Most women in prison are victims of abuse of some sort. Not all victims of abuse remain victims, most go onto to lead relatively normal lives,  some, as evidenced in research papers about the effects of child abuse, become the predators. The abuse women suffered as children should never get in the way of ensuring the public are protected from them should they show themselves to be abusers. Certain crimes indicate what you are dealing with. Crimes that involve high levels of deception, or preying on the vulnerable are red flags.

The abuse excuse is just that, an excuse. It might explain why they are the way they are, it however cannot excuse their crimes. ‘I believe’ is a dangerous starting point.

Petal taught me to look beyond what had happened to her as a child and look at the adult without bias. It doesn’t mean I did not feel sorry for her or some of the others who suffered awful childhoods, it just meant the filter was switched off.  Some victims of abuse need to be kept away from society because they have become predators.

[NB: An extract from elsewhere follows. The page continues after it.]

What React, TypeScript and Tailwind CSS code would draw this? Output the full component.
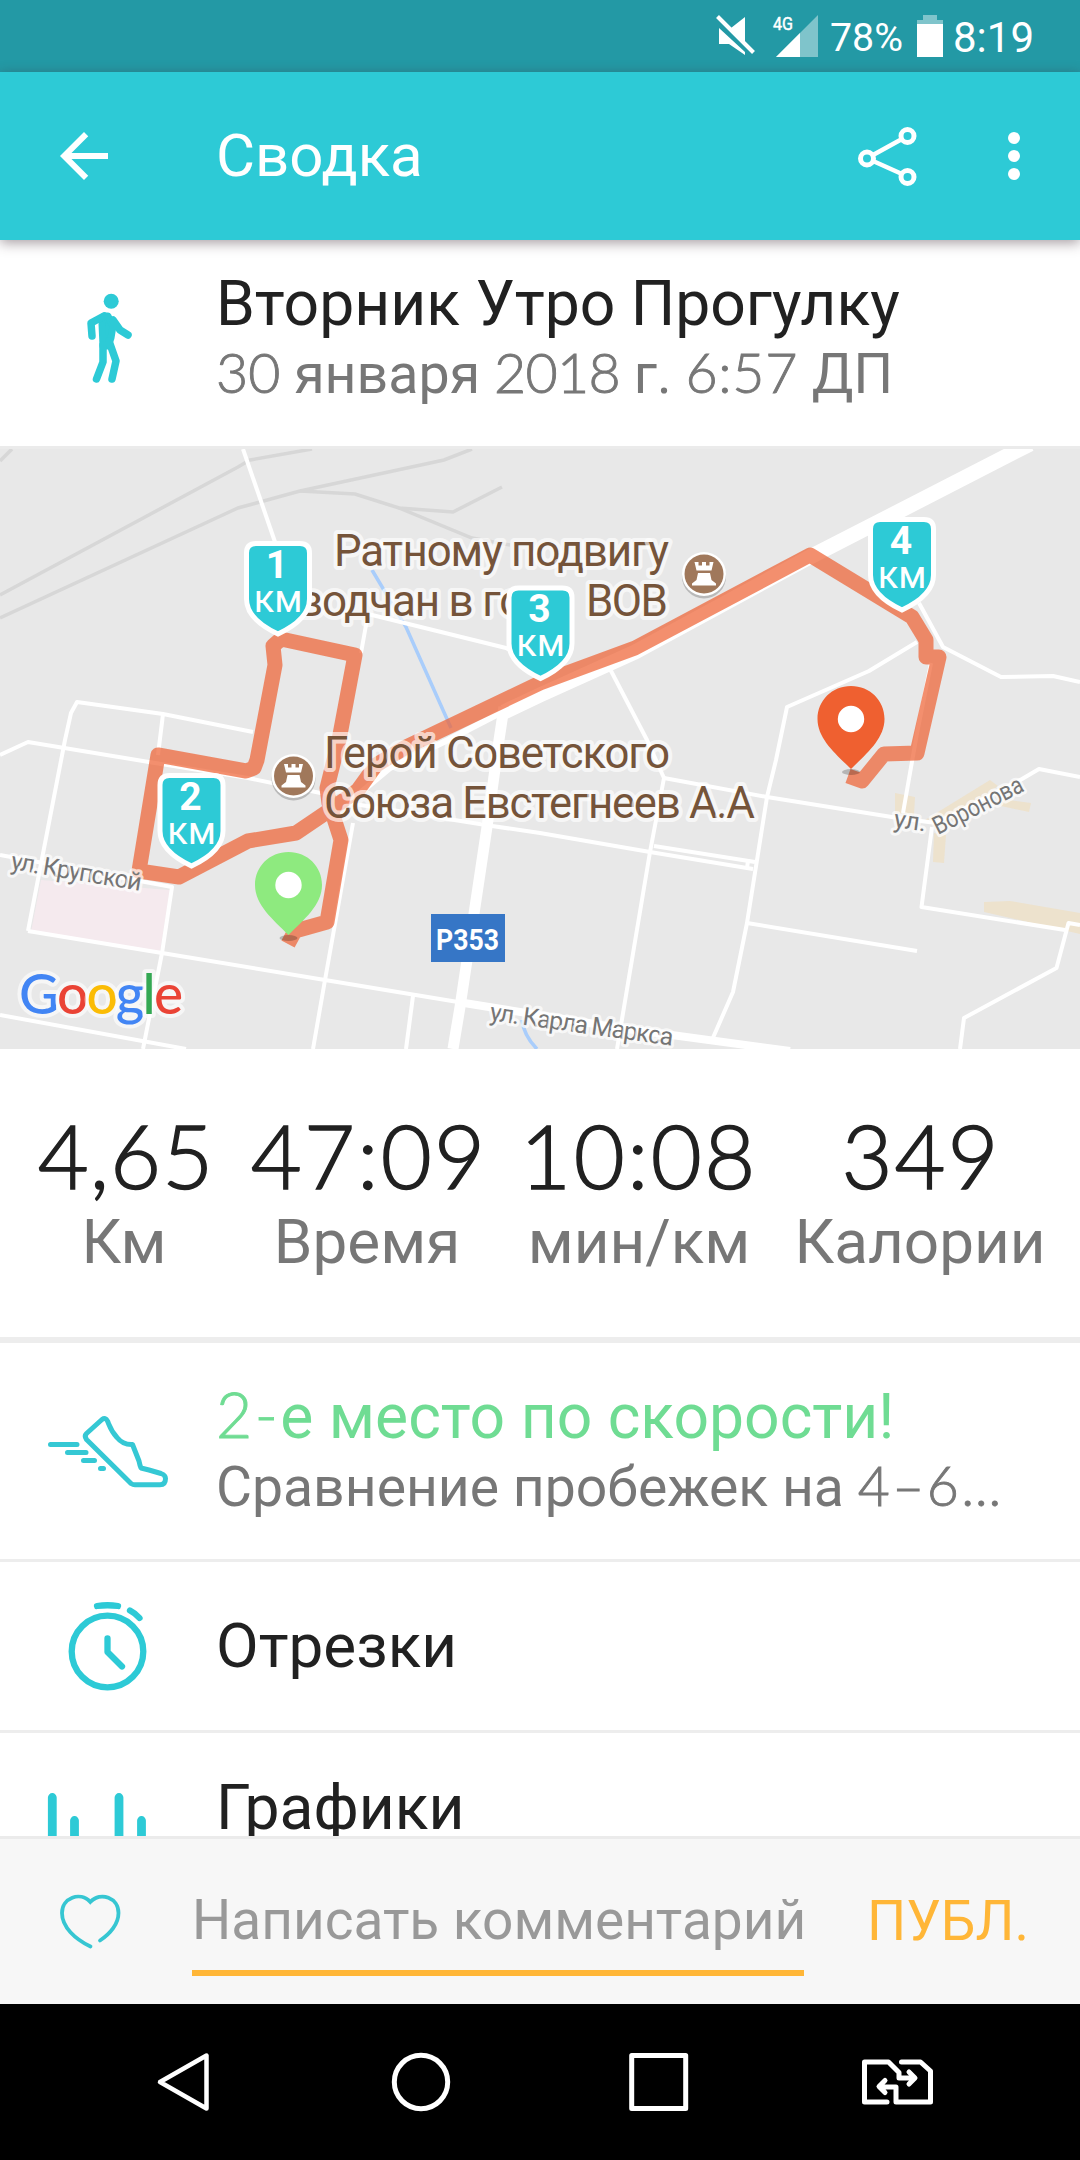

If somebody has been a victim of child abuse, it does not mean they cannot also be a liar. Child abuse creates criminals, fact, all the research proves that. The CJS has lost sight of its job. Impartiality.

The mantra of ‘I believe’ has led to the police being mugged by the victim players who are laughing all the way to the bank … literally.  There is no other crime in which the police would, through ‘blind belief’ actively assist the offenders in pulling it off.

Petal’s real name was Hannah and I have her to thank for shading my view of the world and giving me insight. Not everything is black or white.